The Davenports (Davenports #1) Krystal Marquis. 2023. 384 pages. [Source: Library]

First sentence: Olivia Elise Davenport pulled a bolt of vibrant yellow silk from the display and held it to her dark complexion. She was drawn to the bright fabric nearly hidden behind the muted pastels, a shock of sunshine peeking through the clouds, and wondered if it was too bright for so early in the season. In her free hand, she held a sample of beaded lace and tried to imagine the sound it would make whispering around her ankles while she danced. There will be a lot of dancing, she thought.

Premise/plot: Set circa 1910 in Chicago, Illinois, The Davenports is an historical soap opera for young adults [and adults]. The Davenports are a socially elite, wealthy Black family. Mr. Davenport is a successful business man [carriage company]. They are the Somebodies of the [black] community. This soap opera features three Davenport siblings--Olivia (the oldest daughter), John (the only son), and Helen (the youngest daughter). Olivia is 'on the market' if you will. Her parents want her to make a great match. To find someone equally well-thought-of [admired, respected, successful]. The novel opens with Olivia and her best friend, Ruby shopping. John wants to go beyond mere carriages and get into the automobile business. He doesn't reject  the family business necessarily, but, he wants to take it in a new direction, expand upon it. The family assumes that Ruby and John will eventually make a match of it. But John, well, he's been noticing the maid, Amy-Rose. Helen, the youngest, I believe, is closest to John.

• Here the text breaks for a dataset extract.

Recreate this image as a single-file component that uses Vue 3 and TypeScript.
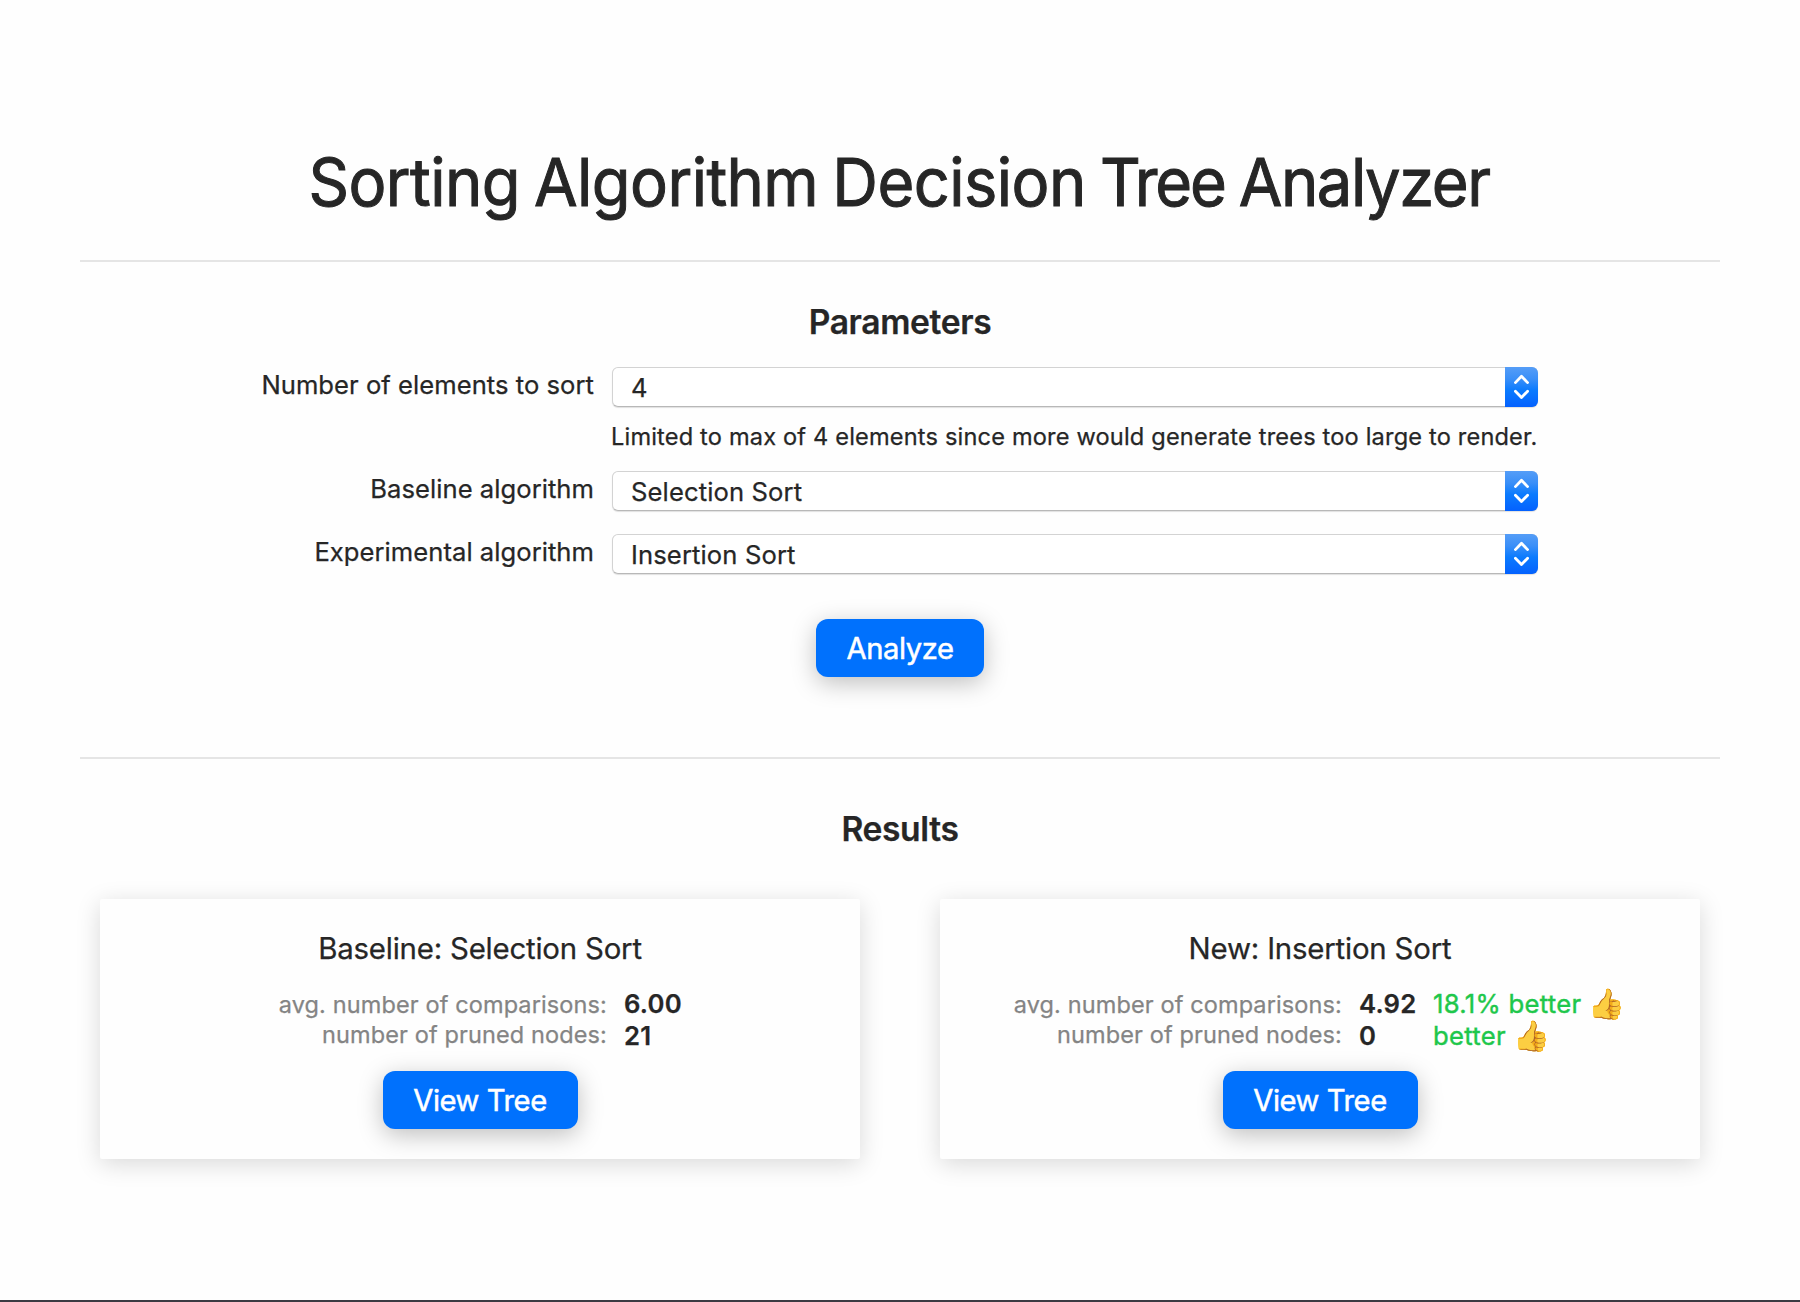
<script setup lang="ts">
import { reactive } from 'vue'

interface Field {
  id: string
  label: string
  options: string[]
  hint?: string
}

interface Stat {
  label: string
  value: string
  verdict?: string
}

interface ResultCard {
  title: string
  stats: Stat[]
}

const algorithms = ['Selection Sort', 'Insertion Sort']

const fields: Field[] = [
  {
    id: 'count',
    label: 'Number of elements to sort',
    options: ['4', '3', '2'],
    hint: 'Limited to max of 4 elements since more would generate trees too large to render.',
  },
  { id: 'baseline', label: 'Baseline algorithm', options: algorithms },
  { id: 'experimental', label: 'Experimental algorithm', options: algorithms },
]

const values = reactive<Record<string, string>>({
  count: '4',
  baseline: 'Selection Sort',
  experimental: 'Insertion Sort',
})

const cards: ResultCard[] = [
  {
    title: 'Baseline: Selection Sort',
    stats: [
      { label: 'avg. number of comparisons:', value: '6.00' },
      { label: 'number of pruned nodes:', value: '21' },
    ],
  },
  {
    title: 'New: Insertion Sort',
    stats: [
      { label: 'avg. number of comparisons:', value: '4.92', verdict: '18.1% better' },
      { label: 'number of pruned nodes:', value: '0', verdict: 'better' },
    ],
  },
]
</script>

<template>
  <main class="page">
    <h1>
      <span class="title">Sorting Algorithm Decision <span class="tighter">Tree</span> <span class="tight">Analyzer</span></span>
    </h1>

    <section class="parameters">
      <h2>Parameters</h2>
      <form @submit.prevent>
        <div v-for="f in fields" :key="f.id" class="row">
          <label :for="f.id">{{ f.label }}</label>
          <div class="field">
            <div class="select">
              <select :id="f.id" v-model="values[f.id]">
                <option v-for="o in f.options" :key="o">{{ o }}</option>
              </select>
              <svg class="stepper" viewBox="0 0 33 40" aria-hidden="true">
                <path d="M10.4 15.6 16.5 9.3l6.1 6.3M10.4 24.2l6.1 6.3 6.1-6.3" />
              </svg>
            </div>
            <p v-if="f.hint" class="hint">{{ f.hint }}</p>
          </div>
        </div>
        <button class="analyze">Analyze</button>
      </form>
    </section>

    <section class="results">
      <h2>Results</h2>
      <div class="cards">
        <article v-for="c in cards" :key="c.title" class="card">
          <h3>{{ c.title }}</h3>
          <div class="stats">
            <div class="names">
              <span v-for="s in c.stats" :key="s.label">{{ s.label }}</span>
            </div>
            <div class="numbers">
              <b v-for="s in c.stats" :key="s.label">{{ s.value }}</b>
            </div>
            <div v-if="c.stats[0].verdict" class="verdicts">
              <span v-for="s in c.stats" :key="s.label">{{ s.verdict }}<i>👍</i></span>
            </div>
          </div>
          <button class="view">View Tree</button>
        </article>
      </div>
    </section>
  </main>
</template>

<style>
body {
  background: #fefefe;
}
</style>

<style scoped>
* {
  box-sizing: border-box;
}

.page {
  display: flex;
  flex-direction: column;
  width: 1800px;
  height: 1302px;
  padding: 142px 80px 0;
  border-bottom: 2px solid #3b3a42;
  background: #fefefe;
  color: #262626;
  font-family: Inter, 'Noto Sans', sans-serif;
  -webkit-text-stroke: 0.25px currentColor;
  overflow: hidden;
}

h1,
h2,
h3,
p {
  margin: 0;
}

h1 {
  height: 80px;
  font-size: 66.5px;
  font-weight: 400;
  line-height: 80px;
  letter-spacing: -0.6px;
  word-spacing: -3.2px;
  text-align: center;
  white-space: nowrap;
  -webkit-text-stroke: 1px currentColor;
}

.title {
  display: inline-block;
  margin-left: -2px;
  transform: scaleX(0.951);
}

.tighter {
  letter-spacing: -2.4px;
}

.tight {
  letter-spacing: -1.5px;
}

h2 {
  font-size: 33.6px;
  font-weight: 600;
  line-height: 40px;
  letter-spacing: -0.35px;
  text-align: center;
}

.parameters {
  height: 497px;
  margin-top: 38px;
  padding-top: 40px;
  border-top: 2px solid #e5e5e5;
}

form {
  display: flex;
  flex-direction: column;
  margin-top: 25px;
}

.row {
  display: flex;
  gap: 18px;
  margin-bottom: 23px;
}

.row:first-child {
  margin-bottom: 20px;
}

label {
  width: 514px;
  font-size: 25.6px;
  line-height: 36px;
  letter-spacing: 0.04px;
  text-align: right;
}

.field {
  width: 926px;
}

.select {
  position: relative;
  height: 40px;
}

select {
  display: block;
  width: 100%;
  height: 40px;
  margin: 0;
  padding: 1px 40px 0 18px;
  border: 1px solid #d3d3d3;
  border-bottom-color: #b8b8b8;
  border-radius: 6px;
  outline: none;
  appearance: none;
  background: #fff;
  box-shadow: 0 1px 1px rgba(0, 0, 0, 0.12);
  color: #262626;
  font: 400 25.6px Inter, 'Noto Sans', sans-serif;
  letter-spacing: 0.12px;
}

.stepper {
  position: absolute;
  top: 0;
  right: 0;
  width: 33px;
  height: 40px;
  border-radius: 0 6px 6px 0;
  background: linear-gradient(#559df7 0%, #3a8ff8 30%, #0b7bfe 58%, #0461fe 100%);
  fill: none;
  stroke: #fff;
  stroke-width: 2.8;
  stroke-linecap: round;
  stroke-linejoin: round;
  pointer-events: none;
}

.hint {
  margin: 16px -10px 0 -1px;
  font-size: 23.6px;
  line-height: 28px;
  letter-spacing: 0.17px;
  white-space: nowrap;
}

button {
  display: block;
  height: 58px;
  margin: 0;
  padding: 1px 0 0;
  border: 0;
  border-radius: 12px;
  background: #0071fd;
  box-shadow: 0 6px 24px rgba(0, 0, 0, 0.25);
  color: #fff;
  font: 400 29.2px/57px Inter, 'Noto Sans', sans-serif;
  letter-spacing: -0.45px;
  -webkit-text-stroke: 0.5px #fff;
}

.analyze {
  align-self: center;
  width: 168px;
  margin-top: 22px;
}

.results {
  padding-top: 50px;
  border-top: 2px solid #e5e5e5;
}

.cards {
  display: flex;
  gap: 80px;
  margin-top: 50px;
  padding: 0 20px;
}

.card {
  display: flex;
  flex: 1;
  flex-direction: column;
  align-items: center;
  height: 260px;
  padding-top: 32px;
  border-radius: 2px;
  background: #fefefe;
  box-shadow: 0 5px 24px rgba(0, 0, 0, 0.15);
}

h3 {
  font-size: 29.4px;
  font-weight: 400;
  line-height: 36px;
  letter-spacing: -0.2px;
}

.stats {
  display: flex;
  gap: 16px;
  height: 64px;
  margin-top: 21px;
  white-space: nowrap;
}

.stats > div {
  display: flex;
  flex-direction: column;
}

.names {
  width: 330px;
  padding-top: 2px;
  padding-right: 1px;
  color: #848484;
  font-size: 23.5px;
  line-height: 30px;
  letter-spacing: 0.12px;
  text-align: right;
}

.numbers {
  width: 58px;
  font-size: 25.7px;
  line-height: 32px;
  letter-spacing: 0.2px;
}

.numbers b {
  font-weight: 600;
}

.verdicts {
  width: 194px;
  color: #1ec74b;
  font-size: 25.7px;
  line-height: 32px;
  letter-spacing: 0.28px;
  -webkit-text-stroke: 0.4px currentColor;
}

.verdicts span {
  display: flex;
  height: 32px;
}

.verdicts i {
  margin-left: 7px;
  font-size: 29.5px;
  font-style: normal;
  line-height: 30px;
  filter: saturate(0.85) brightness(1.02);
}

.view {
  width: 195px;
  margin-top: 19px;
}
</style>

The two of them really like automobiles and mechanics. Her parents frown her doing anything with mechanics or the family business really. She should be preparing herself for the marriage market. True, it isn't quite her turn in the spotlight, but she really should be mindful of her reputation, of her manners, of her appearance. Helen's practical, no-nonsense manner make her a good companion. Certainly Jacob Lawrence [Laurence???] thinks so. He's supposedly courting/wooing her older sister, Olivia. But. Helen and Jacob are drawn together. While Olivia is drawn to someone her parents do not at all approve of--an activist lawyer of a lower social standing, Washington DeWright. Ruby, her best friend, can relate. While her parents are pushing, pushing, pushing for her to get with John Davenport, she falls in love with someone she's "pretending" to court to make John jealous. (I don't remember his first name, but his last name is Barton). Her feelings turn all-too-real. John, meanwhile, is pursuing the maid, Amy-Rose, who has dreams of her own. She is head-over-heels in love with her employers' son, but, she also has more realistic 'impossible' dreams of opening up her own hair salon for black women. Many of the romances in this one have conflicts--obvious ones--which will require courage and boldness to defy expectations.

My thoughts: I'm not sure if the intended audience--actual preteens and teens--will see the similarities between this one and LUXE by Anna Godbersen. The first Luxe novel released in 2007. [Many teens wouldn't have even been born yet. Some would have been mere babies.]  Luxe features white characters in Manhattan circa 1899. Davenports feature a mostly-if-not-exclusively black cast of characters in Chicago in 1910. So there are certainly some differences. And not just surface-differences. The Davenports does address heavier issues, mainly in regards to race, race expectations, how to best 'serve the race,' 'represent the race,' 'raise the race,' etc.  

The Davenports is a soap opera. It is what it is. It isn't 100% fluff. That's not what I'm implying. Nor am I suggesting that the characterization is weak. It just follows a predictable formula in regards to how the drama [or melodrama] unfolds.